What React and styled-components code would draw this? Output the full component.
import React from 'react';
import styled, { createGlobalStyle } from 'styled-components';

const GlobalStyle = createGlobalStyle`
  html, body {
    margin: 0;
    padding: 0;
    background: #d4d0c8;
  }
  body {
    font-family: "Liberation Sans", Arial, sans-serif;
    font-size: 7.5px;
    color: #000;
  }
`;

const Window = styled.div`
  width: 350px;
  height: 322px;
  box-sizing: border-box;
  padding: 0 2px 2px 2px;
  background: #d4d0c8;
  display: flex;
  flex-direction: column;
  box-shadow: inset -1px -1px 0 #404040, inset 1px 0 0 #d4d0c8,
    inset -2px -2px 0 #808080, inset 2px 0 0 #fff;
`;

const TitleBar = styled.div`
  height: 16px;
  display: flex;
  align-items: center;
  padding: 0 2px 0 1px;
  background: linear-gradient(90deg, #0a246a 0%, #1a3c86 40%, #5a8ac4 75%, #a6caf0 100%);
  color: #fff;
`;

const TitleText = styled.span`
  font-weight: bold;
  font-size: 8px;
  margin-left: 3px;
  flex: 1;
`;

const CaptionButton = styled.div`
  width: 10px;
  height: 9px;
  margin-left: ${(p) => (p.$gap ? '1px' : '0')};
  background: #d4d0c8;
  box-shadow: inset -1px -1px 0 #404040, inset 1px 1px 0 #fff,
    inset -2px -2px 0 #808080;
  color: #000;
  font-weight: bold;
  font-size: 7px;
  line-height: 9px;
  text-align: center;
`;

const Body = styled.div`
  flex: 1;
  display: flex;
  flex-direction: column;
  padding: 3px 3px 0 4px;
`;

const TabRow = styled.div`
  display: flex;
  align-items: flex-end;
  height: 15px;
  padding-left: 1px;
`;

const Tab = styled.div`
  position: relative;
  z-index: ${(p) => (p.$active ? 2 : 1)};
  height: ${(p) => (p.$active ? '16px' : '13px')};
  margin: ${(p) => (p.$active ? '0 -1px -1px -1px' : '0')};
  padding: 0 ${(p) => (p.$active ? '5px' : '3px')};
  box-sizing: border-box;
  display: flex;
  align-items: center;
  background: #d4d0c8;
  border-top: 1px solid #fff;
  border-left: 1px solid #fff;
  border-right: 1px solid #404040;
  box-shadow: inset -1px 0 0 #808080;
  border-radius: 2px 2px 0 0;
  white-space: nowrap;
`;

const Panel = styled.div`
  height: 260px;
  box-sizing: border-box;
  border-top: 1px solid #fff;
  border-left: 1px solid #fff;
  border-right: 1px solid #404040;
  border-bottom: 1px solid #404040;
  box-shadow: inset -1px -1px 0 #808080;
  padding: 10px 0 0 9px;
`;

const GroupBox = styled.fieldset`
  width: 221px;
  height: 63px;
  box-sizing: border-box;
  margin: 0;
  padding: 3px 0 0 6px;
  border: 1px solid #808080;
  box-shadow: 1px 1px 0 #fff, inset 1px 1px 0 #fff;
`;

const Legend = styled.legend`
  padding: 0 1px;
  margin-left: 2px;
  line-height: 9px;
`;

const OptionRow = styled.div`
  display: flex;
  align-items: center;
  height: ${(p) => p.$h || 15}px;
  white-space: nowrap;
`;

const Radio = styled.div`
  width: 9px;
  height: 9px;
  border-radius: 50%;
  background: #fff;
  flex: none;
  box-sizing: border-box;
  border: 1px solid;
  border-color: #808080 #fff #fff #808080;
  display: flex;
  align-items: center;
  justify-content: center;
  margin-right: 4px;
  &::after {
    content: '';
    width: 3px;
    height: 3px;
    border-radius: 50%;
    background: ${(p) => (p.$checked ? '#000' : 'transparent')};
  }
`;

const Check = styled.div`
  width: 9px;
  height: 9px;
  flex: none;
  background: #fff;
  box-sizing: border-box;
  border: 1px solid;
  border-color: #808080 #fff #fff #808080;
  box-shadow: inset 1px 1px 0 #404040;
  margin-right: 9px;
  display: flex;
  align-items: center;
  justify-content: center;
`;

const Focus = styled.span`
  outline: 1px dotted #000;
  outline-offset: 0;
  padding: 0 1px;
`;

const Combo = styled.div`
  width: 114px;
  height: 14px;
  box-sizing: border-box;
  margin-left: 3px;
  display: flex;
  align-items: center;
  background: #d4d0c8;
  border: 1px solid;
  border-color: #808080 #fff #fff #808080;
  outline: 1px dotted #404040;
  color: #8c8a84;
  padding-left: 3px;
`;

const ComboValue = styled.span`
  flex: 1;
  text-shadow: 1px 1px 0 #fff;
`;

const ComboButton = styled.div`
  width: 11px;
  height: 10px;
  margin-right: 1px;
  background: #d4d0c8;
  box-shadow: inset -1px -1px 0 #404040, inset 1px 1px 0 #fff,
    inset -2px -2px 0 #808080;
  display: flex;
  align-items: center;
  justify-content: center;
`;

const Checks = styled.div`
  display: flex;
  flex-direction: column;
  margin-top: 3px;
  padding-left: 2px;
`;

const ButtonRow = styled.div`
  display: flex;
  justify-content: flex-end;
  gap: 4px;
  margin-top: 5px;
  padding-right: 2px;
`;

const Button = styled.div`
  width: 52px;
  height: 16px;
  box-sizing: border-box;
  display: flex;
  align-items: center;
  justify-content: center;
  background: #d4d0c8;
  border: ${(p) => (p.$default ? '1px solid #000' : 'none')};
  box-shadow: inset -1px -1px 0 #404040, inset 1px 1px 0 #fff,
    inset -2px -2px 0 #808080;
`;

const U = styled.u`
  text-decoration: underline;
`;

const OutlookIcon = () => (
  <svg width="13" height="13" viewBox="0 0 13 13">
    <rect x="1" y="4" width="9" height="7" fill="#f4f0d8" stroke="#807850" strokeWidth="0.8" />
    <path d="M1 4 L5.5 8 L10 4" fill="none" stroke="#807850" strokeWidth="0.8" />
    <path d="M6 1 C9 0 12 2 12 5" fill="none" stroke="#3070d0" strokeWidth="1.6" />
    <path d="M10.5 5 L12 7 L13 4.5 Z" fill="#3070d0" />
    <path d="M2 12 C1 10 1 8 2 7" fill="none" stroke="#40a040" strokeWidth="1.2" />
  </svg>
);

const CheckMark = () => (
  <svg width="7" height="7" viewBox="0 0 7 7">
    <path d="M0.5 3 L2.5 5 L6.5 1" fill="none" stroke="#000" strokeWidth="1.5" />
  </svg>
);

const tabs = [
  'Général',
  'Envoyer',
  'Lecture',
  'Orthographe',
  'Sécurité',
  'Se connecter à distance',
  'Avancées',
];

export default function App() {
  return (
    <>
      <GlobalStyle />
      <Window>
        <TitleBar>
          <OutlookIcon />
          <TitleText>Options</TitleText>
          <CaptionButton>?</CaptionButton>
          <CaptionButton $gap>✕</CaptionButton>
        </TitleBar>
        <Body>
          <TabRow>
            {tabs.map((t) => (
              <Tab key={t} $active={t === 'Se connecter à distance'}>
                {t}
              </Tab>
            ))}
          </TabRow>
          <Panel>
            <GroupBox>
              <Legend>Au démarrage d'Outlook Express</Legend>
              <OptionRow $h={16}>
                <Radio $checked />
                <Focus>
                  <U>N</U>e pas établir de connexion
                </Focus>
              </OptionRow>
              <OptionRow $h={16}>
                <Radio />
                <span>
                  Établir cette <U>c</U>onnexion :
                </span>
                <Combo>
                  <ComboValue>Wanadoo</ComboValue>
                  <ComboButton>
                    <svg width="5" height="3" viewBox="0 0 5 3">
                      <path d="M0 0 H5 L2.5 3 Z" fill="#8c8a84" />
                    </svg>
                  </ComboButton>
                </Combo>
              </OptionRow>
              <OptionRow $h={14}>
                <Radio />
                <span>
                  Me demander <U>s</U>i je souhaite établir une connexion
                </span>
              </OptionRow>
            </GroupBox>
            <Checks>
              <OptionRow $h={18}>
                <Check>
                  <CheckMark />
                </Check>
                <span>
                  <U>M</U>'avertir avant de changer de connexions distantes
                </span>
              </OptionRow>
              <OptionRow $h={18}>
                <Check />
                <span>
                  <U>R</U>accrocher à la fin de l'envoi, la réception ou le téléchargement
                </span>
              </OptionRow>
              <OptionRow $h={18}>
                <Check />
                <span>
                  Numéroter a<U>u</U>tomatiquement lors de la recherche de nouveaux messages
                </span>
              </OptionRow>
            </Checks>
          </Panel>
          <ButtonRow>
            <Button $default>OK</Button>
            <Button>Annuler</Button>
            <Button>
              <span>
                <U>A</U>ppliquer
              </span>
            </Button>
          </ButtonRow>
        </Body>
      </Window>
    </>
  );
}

Exercise brief :: Count the lines of the material that include the word "React", then state only the total.

The completed task :: 2